## DATA BLOCK
+++

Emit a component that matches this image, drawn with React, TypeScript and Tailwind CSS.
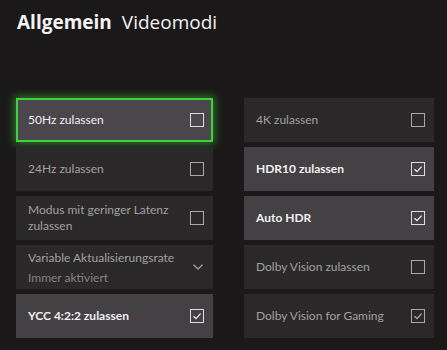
import { ReactNode } from "react";

// Kachel-Einstellungen
type Tile = {
  label: string;
  sub?: string;
  kind: "check" | "dropdown";
  checked?: boolean;
  dim?: boolean;
  focused?: boolean;
  twoLine?: boolean;
};

const left: Tile[] = [
  { label: "50Hz zulassen", kind: "check", focused: true },
  { label: "24Hz zulassen", kind: "check", dim: true },
  { label: "Modus mit geringer Latenz zulassen", kind: "check", dim: true, twoLine: true },
  { label: "Variable Aktualisierungsrate", sub: "Immer aktiviert", kind: "dropdown", dim: true },
  { label: "YCC 4:2:2 zulassen", kind: "check", checked: true },
];

const right: Tile[] = [
  { label: "4K zulassen", kind: "check", dim: true },
  { label: "HDR10 zulassen", kind: "check", checked: true },
  { label: "Auto HDR", kind: "check", checked: true },
  { label: "Dolby Vision zulassen", kind: "check", dim: true },
  { label: "Dolby Vision for Gaming", kind: "check", checked: true, dim: true },
];

function CheckBox({ checked, dim }: { checked?: boolean; dim?: boolean }) {
  return (
    <div
      className={`w-[14px] h-[14px] border-[1.5px] flex items-center justify-center shrink-0 ${
        dim ? "border-[#a9a7a8]" : "border-[#dedcdd]"
      }`}
    >
      {checked && (
        <svg width="10" height="10" viewBox="0 0 10 10">
          <path
            d="M1.5 5.2 L4 7.6 L8.6 2.6"
            fill="none"
            stroke={dim ? "#a9a7a8" : "#e8e6e7"}
            strokeWidth="1.4"
          />
        </svg>
      )}
    </div>
  );
}

function Chevron() {
  return (
    <svg width="12" height="8" viewBox="0 0 12 8">
      <path d="M1.5 1.8 L6 6 L10.5 1.8" fill="none" stroke="#9e9c9d" strokeWidth="1.3" />
    </svg>
  );
}

function SettingTile({ tile }: { tile: Tile }) {
  const bg = tile.focused
    ? "bg-[#4a464c] border-2 border-[#3fd23f] shadow-[0_0_8px_2px_rgba(60,210,60,0.5)]"
    : tile.dim
    ? "bg-[#2a2829]"
    : "bg-[#434143]";
  const text = tile.dim ? "text-[#a2a0a1]" : "text-[#f2f0f1]";

  let body: ReactNode;
  if (tile.kind === "dropdown") {
    body = (
      <div className="flex flex-col leading-[20px] pt-[2px]">
        <span>{tile.label}</span>
        <span className="text-[#858384]">{tile.sub}</span>
      </div>
    );
  } else if (tile.twoLine) {
    body = <span className="leading-[16px] w-[150px]">{tile.label}</span>;
  } else {
    body = (
      <span className={tile.dim || tile.focused ? "" : "font-bold"}>{tile.label}</span>
    );
  }

  return (
    <div
      className={`h-[44px] flex items-center justify-between ${
        tile.focused ? "pl-[10px] pr-[7px]" : "pl-[12px] pr-[9px]"
      } ${bg} ${text}`}
    >
      {body}
      {tile.kind === "check" ? <CheckBox checked={tile.checked} dim={tile.dim} /> : <Chevron />}
    </div>
  );
}

export default function App() {
  return (
    <div className="w-[447px] h-[350px] bg-[#1b1819] pl-[17px] pt-[8px] overflow-hidden text-[12px] font-['Lato',sans-serif]">
      <div className="flex items-baseline gap-[10px] text-[19px] text-[#f4f2f3] leading-[28px] font-['Open_Sans',sans-serif]">
        <span className="font-bold">Allgemein</span>
        <span>Videomodi</span>
      </div>

      <div className="mt-[62px] grid grid-cols-[197px_190px] gap-x-[31px] -ml-[1px]">
        <div className="flex flex-col gap-[5px]">
          {left.map((t) => (
            <SettingTile key={t.label} tile={t} />
          ))}
        </div>
        <div className="flex flex-col gap-[5px]">
          {right.map((t) => (
            <SettingTile key={t.label} tile={t} />
          ))}
        </div>
      </div>
    </div>
  );
}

+++

Transcribe the whole listing exactly. Pictures stay out of your copy.

## OUTPUT
Emit a component that matches this image, drawn with React, TypeScript and Tailwind CSS.
import { ReactNode } from "react";

// Kachel-Einstellungen
type Tile = {
  label: string;
  sub?: string;
  kind: "check" | "dropdown";
  checked?: boolean;
  dim?: boolean;
  focused?: boolean;
  twoLine?: boolean;
};

const left: Tile[] = [
  { label: "50Hz zulassen", kind: "check", focused: true },
  { label: "24Hz zulassen", kind: "check", dim: true },
  { label: "Modus mit geringer Latenz zulassen", kind: "check", dim: true, twoLine: true },
  { label: "Variable Aktualisierungsrate", sub: "Immer aktiviert", kind: "dropdown", dim: true },
  { label: "YCC 4:2:2 zulassen", kind: "check", checked: true },
];

const right: Tile[] = [
  { label: "4K zulassen", kind: "check", dim: true },
  { label: "HDR10 zulassen", kind: "check", checked: true },
  { label: "Auto HDR", kind: "check", checked: true },
  { label: "Dolby Vision zulassen", kind: "check", dim: true },
  { label: "Dolby Vision for Gaming", kind: "check", checked: true, dim: true },
];

function CheckBox({ checked, dim }: { checked?: boolean; dim?: boolean }) {
  return (
    <div
      className={`w-[14px] h-[14px] border-[1.5px] flex items-center justify-center shrink-0 ${
        dim ? "border-[#a9a7a8]" : "border-[#dedcdd]"
      }`}
    >
      {checked && (
        <svg width="10" height="10" viewBox="0 0 10 10">
          <path
            d="M1.5 5.2 L4 7.6 L8.6 2.6"
            fill="none"
            stroke={dim ? "#a9a7a8" : "#e8e6e7"}
            strokeWidth="1.4"
          />
        </svg>
      )}
    </div>
  );
}

function Chevron() {
  return (
    <svg width="12" height="8" viewBox="0 0 12 8">
      <path d="M1.5 1.8 L6 6 L10.5 1.8" fill="none" stroke="#9e9c9d" strokeWidth="1.3" />
    </svg>
  );
}

function SettingTile({ tile }: { tile: Tile }) {
  const bg = tile.focused
    ? "bg-[#4a464c] border-2 border-[#3fd23f] shadow-[0_0_8px_2px_rgba(60,210,60,0.5)]"
    : tile.dim
    ? "bg-[#2a2829]"
    : "bg-[#434143]";
  const text = tile.dim ? "text-[#a2a0a1]" : "text-[#f2f0f1]";

  let body: ReactNode;
  if (tile.kind === "dropdown") {
    body = (
      <div className="flex flex-col leading-[20px] pt-[2px]">
        <span>{tile.label}</span>
        <span className="text-[#858384]">{tile.sub}</span>
      </div>
    );
  } else if (tile.twoLine) {
    body = <span className="leading-[16px] w-[150px]">{tile.label}</span>;
  } else {
    body = (
      <span className={tile.dim || tile.focused ? "" : "font-bold"}>{tile.label}</span>
    );
  }

  return (
    <div
      className={`h-[44px] flex items-center justify-between ${
        tile.focused ? "pl-[10px] pr-[7px]" : "pl-[12px] pr-[9px]"
      } ${bg} ${text}`}
    >
      {body}
      {tile.kind === "check" ? <CheckBox checked={tile.checked} dim={tile.dim} /> : <Chevron />}
    </div>
  );
}

export default function App() {
  return (
    <div className="w-[447px] h-[350px] bg-[#1b1819] pl-[17px] pt-[8px] overflow-hidden text-[12px] font-['Lato',sans-serif]">
      <div className="flex items-baseline gap-[10px] text-[19px] text-[#f4f2f3] leading-[28px] font-['Open_Sans',sans-serif]">
        <span className="font-bold">Allgemein</span>
        <span>Videomodi</span>
      </div>

      <div className="mt-[62px] grid grid-cols-[197px_190px] gap-x-[31px] -ml-[1px]">
        <div className="flex flex-col gap-[5px]">
          {left.map((t) => (
            <SettingTile key={t.label} tile={t} />
          ))}
        </div>
        <div className="flex flex-col gap-[5px]">
          {right.map((t) => (
            <SettingTile key={t.label} tile={t} />
          ))}
        </div>
      </div>
    </div>
  );
}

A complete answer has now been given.